### WRITTEN EXERCISE
Print exactly those lines that run from the beginning of the data to the line bearing "import React from", inclusive.
START
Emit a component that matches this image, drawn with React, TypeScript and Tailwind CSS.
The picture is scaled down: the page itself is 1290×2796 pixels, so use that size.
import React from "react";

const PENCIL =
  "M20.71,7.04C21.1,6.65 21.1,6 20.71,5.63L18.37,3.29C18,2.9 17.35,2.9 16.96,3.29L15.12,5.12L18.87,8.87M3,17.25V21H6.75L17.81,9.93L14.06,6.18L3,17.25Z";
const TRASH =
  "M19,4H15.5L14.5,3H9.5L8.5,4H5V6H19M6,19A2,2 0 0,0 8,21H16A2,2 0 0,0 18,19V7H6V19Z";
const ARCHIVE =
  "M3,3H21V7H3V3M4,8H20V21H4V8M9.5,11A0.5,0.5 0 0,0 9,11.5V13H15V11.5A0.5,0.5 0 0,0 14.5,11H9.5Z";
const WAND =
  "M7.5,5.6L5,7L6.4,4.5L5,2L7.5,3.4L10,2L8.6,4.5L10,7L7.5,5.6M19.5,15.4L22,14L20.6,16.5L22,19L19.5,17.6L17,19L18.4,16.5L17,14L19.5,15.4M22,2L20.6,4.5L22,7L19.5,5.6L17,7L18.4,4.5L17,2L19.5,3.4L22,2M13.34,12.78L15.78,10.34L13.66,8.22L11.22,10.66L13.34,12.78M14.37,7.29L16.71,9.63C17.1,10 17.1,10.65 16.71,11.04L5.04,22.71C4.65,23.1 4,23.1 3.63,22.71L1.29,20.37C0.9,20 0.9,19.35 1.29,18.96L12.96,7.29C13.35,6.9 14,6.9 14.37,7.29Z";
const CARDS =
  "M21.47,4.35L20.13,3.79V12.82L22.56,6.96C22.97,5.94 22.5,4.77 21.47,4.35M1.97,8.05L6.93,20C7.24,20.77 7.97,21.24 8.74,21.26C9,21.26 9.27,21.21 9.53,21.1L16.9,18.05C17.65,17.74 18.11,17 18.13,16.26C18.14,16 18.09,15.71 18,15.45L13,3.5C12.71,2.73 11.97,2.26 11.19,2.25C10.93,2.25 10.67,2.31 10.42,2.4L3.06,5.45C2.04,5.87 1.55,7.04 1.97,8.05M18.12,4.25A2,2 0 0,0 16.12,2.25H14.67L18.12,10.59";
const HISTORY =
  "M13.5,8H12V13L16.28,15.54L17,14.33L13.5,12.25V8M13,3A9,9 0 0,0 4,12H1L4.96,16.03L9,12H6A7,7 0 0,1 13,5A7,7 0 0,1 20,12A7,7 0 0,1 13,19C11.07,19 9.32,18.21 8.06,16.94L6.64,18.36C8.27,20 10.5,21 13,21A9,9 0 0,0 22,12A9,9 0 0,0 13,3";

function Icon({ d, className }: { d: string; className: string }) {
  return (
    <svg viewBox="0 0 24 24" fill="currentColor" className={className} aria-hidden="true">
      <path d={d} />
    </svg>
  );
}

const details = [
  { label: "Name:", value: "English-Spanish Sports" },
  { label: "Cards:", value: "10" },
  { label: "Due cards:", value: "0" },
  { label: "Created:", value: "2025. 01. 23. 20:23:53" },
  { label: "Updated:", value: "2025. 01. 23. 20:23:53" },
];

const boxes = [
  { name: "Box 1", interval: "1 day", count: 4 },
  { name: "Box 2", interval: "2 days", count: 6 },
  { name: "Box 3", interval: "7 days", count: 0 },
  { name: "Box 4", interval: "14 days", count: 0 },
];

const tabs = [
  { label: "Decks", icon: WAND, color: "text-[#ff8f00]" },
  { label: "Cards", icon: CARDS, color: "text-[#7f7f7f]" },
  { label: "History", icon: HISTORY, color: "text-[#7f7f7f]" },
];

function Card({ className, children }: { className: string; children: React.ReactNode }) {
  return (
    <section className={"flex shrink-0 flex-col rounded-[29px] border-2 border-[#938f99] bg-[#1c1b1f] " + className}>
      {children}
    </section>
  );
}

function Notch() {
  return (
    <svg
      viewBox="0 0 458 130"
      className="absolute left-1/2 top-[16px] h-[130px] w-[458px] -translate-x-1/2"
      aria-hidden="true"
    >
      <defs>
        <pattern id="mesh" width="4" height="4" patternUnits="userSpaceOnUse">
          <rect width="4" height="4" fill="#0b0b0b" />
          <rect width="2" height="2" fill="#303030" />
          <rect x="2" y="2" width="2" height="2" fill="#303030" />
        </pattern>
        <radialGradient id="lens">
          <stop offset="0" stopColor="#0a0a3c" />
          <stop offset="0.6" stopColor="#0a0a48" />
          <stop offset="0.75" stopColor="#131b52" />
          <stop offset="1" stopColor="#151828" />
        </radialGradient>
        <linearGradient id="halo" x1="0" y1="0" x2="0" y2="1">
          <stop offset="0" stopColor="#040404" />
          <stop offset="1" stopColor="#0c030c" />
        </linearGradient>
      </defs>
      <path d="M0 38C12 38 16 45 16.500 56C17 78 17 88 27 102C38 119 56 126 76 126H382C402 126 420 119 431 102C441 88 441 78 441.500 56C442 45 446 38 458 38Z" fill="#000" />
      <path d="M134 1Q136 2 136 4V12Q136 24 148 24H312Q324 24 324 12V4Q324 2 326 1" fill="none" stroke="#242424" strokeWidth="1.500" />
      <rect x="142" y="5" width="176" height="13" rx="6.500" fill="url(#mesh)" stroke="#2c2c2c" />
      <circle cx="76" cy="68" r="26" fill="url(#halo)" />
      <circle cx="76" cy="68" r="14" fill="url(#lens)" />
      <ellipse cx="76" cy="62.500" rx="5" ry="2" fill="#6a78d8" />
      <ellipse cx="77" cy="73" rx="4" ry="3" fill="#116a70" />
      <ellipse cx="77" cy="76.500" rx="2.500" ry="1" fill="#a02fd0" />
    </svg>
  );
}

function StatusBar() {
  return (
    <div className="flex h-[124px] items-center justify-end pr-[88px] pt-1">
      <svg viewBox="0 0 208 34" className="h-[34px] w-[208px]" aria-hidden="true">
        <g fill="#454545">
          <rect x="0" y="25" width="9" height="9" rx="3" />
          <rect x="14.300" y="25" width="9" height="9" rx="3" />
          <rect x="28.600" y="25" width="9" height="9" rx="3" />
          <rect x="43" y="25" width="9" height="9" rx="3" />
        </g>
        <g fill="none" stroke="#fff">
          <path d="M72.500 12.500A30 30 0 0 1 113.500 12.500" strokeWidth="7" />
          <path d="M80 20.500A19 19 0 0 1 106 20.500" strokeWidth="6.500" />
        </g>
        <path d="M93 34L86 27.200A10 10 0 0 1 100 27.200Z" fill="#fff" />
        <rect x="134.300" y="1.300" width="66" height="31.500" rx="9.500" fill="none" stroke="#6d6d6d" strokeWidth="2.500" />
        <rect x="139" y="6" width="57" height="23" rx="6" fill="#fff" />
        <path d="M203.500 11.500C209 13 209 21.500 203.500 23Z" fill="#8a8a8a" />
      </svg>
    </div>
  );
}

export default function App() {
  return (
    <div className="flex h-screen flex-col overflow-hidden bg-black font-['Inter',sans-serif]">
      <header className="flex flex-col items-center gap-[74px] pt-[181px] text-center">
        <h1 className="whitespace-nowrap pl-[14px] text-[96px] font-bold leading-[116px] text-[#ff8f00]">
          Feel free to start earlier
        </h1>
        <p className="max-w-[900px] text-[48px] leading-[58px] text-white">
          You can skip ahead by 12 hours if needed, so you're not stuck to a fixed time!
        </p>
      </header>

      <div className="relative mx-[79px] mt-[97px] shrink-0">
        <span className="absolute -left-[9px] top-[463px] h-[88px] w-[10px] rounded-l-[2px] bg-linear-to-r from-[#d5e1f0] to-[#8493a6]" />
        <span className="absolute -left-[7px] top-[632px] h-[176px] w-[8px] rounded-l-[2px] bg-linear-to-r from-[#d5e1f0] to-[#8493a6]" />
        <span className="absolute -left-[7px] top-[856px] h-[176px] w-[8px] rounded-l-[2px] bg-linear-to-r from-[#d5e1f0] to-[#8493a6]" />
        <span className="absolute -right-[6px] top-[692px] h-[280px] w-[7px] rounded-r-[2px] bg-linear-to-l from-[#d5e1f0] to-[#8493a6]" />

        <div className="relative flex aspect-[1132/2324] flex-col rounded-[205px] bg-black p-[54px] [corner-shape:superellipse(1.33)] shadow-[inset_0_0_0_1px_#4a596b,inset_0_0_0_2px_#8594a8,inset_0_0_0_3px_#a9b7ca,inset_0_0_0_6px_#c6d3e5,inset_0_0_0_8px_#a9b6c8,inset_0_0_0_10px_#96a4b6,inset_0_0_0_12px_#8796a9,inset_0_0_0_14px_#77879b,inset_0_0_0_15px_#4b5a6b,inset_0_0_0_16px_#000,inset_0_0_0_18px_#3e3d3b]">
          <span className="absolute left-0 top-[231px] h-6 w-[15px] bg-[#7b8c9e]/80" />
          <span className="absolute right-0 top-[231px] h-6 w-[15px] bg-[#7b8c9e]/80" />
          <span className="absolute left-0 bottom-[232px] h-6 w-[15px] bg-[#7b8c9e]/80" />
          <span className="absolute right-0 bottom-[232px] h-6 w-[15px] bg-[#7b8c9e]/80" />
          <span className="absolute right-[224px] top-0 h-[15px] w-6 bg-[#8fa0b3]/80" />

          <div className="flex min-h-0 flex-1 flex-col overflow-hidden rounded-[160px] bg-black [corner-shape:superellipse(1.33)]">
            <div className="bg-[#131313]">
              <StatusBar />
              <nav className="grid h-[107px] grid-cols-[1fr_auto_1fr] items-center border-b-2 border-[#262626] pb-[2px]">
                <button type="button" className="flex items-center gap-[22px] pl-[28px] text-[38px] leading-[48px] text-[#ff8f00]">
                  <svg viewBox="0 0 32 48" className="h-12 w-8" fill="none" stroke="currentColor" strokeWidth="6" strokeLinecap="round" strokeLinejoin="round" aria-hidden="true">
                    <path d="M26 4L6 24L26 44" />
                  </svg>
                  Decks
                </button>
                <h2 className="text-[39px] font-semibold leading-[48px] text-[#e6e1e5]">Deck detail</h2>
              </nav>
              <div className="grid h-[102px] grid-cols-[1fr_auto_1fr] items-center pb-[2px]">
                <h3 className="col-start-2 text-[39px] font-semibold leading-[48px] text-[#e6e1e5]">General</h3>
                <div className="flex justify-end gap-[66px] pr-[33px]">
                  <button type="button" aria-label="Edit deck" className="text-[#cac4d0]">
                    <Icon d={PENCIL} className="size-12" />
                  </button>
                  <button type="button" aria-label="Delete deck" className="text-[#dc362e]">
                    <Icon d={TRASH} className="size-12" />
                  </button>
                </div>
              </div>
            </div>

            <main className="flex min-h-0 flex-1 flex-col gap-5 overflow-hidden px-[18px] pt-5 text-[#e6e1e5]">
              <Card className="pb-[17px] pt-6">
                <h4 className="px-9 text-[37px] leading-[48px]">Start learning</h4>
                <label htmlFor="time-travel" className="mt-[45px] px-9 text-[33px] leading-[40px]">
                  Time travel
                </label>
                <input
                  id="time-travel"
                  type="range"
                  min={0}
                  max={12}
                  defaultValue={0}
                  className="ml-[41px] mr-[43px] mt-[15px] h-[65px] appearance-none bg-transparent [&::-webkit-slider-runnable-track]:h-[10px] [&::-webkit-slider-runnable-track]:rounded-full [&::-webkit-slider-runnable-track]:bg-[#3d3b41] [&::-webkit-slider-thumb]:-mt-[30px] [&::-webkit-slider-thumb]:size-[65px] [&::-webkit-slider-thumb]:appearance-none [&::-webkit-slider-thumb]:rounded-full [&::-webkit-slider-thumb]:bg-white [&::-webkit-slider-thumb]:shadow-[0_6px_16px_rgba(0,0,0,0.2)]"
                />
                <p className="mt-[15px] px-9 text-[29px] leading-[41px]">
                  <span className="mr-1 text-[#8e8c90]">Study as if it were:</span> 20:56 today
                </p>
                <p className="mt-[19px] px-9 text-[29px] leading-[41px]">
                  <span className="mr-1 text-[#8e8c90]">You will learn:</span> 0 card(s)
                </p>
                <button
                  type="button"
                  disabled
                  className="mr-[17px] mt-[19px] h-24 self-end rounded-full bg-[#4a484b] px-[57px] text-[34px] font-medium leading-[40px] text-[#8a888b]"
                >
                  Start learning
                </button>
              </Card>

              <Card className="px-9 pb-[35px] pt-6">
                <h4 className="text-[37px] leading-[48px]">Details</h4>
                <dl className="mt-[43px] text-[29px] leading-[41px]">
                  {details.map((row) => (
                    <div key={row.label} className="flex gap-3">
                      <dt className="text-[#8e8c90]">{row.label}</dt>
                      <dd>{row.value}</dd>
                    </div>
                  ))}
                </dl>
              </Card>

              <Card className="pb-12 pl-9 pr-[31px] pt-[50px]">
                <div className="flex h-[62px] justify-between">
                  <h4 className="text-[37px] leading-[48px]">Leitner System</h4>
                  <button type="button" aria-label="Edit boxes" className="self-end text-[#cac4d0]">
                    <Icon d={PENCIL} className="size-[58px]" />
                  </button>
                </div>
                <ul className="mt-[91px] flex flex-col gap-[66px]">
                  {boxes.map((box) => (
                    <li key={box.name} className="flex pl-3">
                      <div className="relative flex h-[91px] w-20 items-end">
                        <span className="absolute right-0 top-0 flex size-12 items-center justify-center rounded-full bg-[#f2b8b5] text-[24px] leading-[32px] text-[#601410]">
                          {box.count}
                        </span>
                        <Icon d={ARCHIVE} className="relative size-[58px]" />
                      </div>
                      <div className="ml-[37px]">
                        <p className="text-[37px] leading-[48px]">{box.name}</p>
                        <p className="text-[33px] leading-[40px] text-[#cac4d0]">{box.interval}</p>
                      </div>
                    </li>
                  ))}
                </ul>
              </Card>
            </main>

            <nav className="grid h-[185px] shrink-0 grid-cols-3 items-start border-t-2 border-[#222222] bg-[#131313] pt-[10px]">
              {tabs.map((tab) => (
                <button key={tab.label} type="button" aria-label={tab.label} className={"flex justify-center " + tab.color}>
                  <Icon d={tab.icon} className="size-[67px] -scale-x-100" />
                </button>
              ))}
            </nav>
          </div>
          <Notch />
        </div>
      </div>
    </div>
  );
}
END
### TASK RESULT
Emit a component that matches this image, drawn with React, TypeScript and Tailwind CSS.
The picture is scaled down: the page itself is 1290×2796 pixels, so use that size.
import React from "react";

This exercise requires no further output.